Le droit d’interpréter individuellement les symboles est reconnu par Jésus lui-même lorsqu’il demande très précisément à ses disciples : « Pour vous qui suis-je. » (Mathieu 15.16)

 

La liberté d’interprétation individuelle des symboles , se trouve confirmée dans l’Ecriture par le fait que Jésus interdit à ses disciples de se fier à l’interprétation d’autrui :

 

« Alors si quelqu’un vous dit : voici : le Christ est ici ! Ou bien ici ! N’allez pas le croire. Car il se lèvera de faux Christ et de faux prophètes qui opèreront de grands signes  et prodiges, de façon à égarer si possible même les élus. Voilà : je vous ai prévenus. Si donc on vous dit : Voici : il est dans le désert ! N’y sortez pas ; le voici dans les resserres. Ne le croyez pas » (Mathieu 24,23-26 ) .

 

Jésus lui-même nous donne l’exemple de l’importance du secret et du silence sur la vérité lorsqu’il refuse de répondre à Pilate qui lui demande : « Qu’est-ce que la vérité ? »

 

L’Eglise ne peut donc pas reprocher aux obédiences maçonniques de ne pas interpréter des symboles que l’écriture elle-même recommande de garder voilés.

 

Le franc Maçon soumis à la loi du silence et du secret peut parfaitement être chrétien.

 

La négation du crédo du fait de la soutenance du primat de la raison par rapport à toute vérité révélée

 

Selon les tenants de la thèse de l’incompatibilité le Christianisme  comporte un certain nombre de dogmes qui sont autant de fenêtres ouvertes par la lumière de la foi sur le mystère de Dieu.
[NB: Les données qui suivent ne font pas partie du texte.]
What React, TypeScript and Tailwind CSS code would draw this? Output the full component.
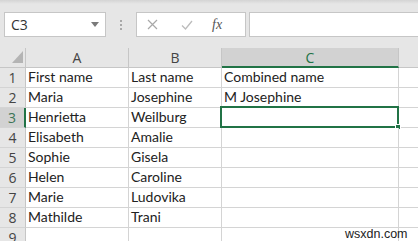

Ces affirmations objectivent la foi du chrétien.

 

Ces affirmations constituent le Crédo et sont :

-         la foi en un dieu unique en trois personnes

-         la divinité de Jésus Christ

-         son incarnation

-         sa résurrection

-         son ascension

-         l’immaculée conception

-         etc….

 

Un catholique ne peut renier ces vérités transmises et enseignées par l’Eglise sans renier sa foi.

 

Les tenants de la thèse de l’incompatibilité pensent que le Maçon qui soutient le primat  et l’autonomie de la raison par rapport à toute vérité révélée ne peut adhérer aux dogmes constituant le crédo.

 

La Franc Maçonnerie est adogmatique dans le sens ou elle ne professe aucun dogme à ses adeptes. Elle ne porte aucun jugement sur les religions.

 

Le Franc Maçon est libre d’adhérer à la religion de son choix et si, cette religion à l’instar de la religion catholique comporte un crédo, le Maçon de confession catholique est libre d’y adhérer.

 

Les Francs Maçons de rite écossais ancien et acceptés que nous sommes savent que la Maçonnerie écossaise concilie foi et raison.

 

Il est donc inexact d’affirmer que la Franc Maçon adhère à une doctrine faisant primer la raison sur la vérité révélée.

 

L’atteinte à la théologie du salut et de la grâce

 

Les tenants de la thèse de l’incompatibilité soutiennent que la philosophie humaniste que prônerait la Franc Maçonnerie et selon laquelle, l’homme n’aurait pas besoin de salut dès lors qu’il se perfectionne sans cesse par lui-même serait contraire à la foi chrétienne.

 

Pour accéder au salut, disent-ils, un chrétien compte d’abord sur la grâce miséricordieuse de Dieu qui éclaire son intelligence, soutient son agir et attise son désir plus que sur ses propres ressources ou ses seules œuvres.

 

A contrario le Franc Maçon compterait sur son pouvoir auto-créateur et sur la force de solidarité de sa loge.

 

Il n’y a pas d’incompatibilité entre la démarche chrétienne consistant à implorer la grâce miséricordieuse de Dieu auquel il demande d’éclairer son intelligence, de soutenir son agir et d’attiser son désir pour accéder au salut et le travail que le Franc Maçon effectue sur lui-même pour s’améliorer.

 

« Or et labor », « prie et travaille » disaient les alchimistes qui espéraient, d’un point de vue spirituel, transformer l’homme vulgaire en un homme transcendant.

 

La franc Maçonnerie met un accent particulier sur le travail de l’homme sur lui-même en vue de son perfectionnement.

 

Le christ lui-même, dans les enseignements professés à ses disciples, les invitait à « être aussi parfaits que nôtre père qui est aux cieux ».

 

Ce travail qui consiste à fuir le vice et à pratiquer la vertu mène-t-il au salut au sens chrétien du terme ? je n’en sais rien. Mais la religion chrétienne comme l’ensemble des religions du livre invite ses fidèles à la pratique de la vertu.

 

La Franc Maçonnerie n’interdit pas à ses adeptes de prier le Dieu de leurs religions. Elle ne porte pas atteinte à la théologie du salut et de la grâce.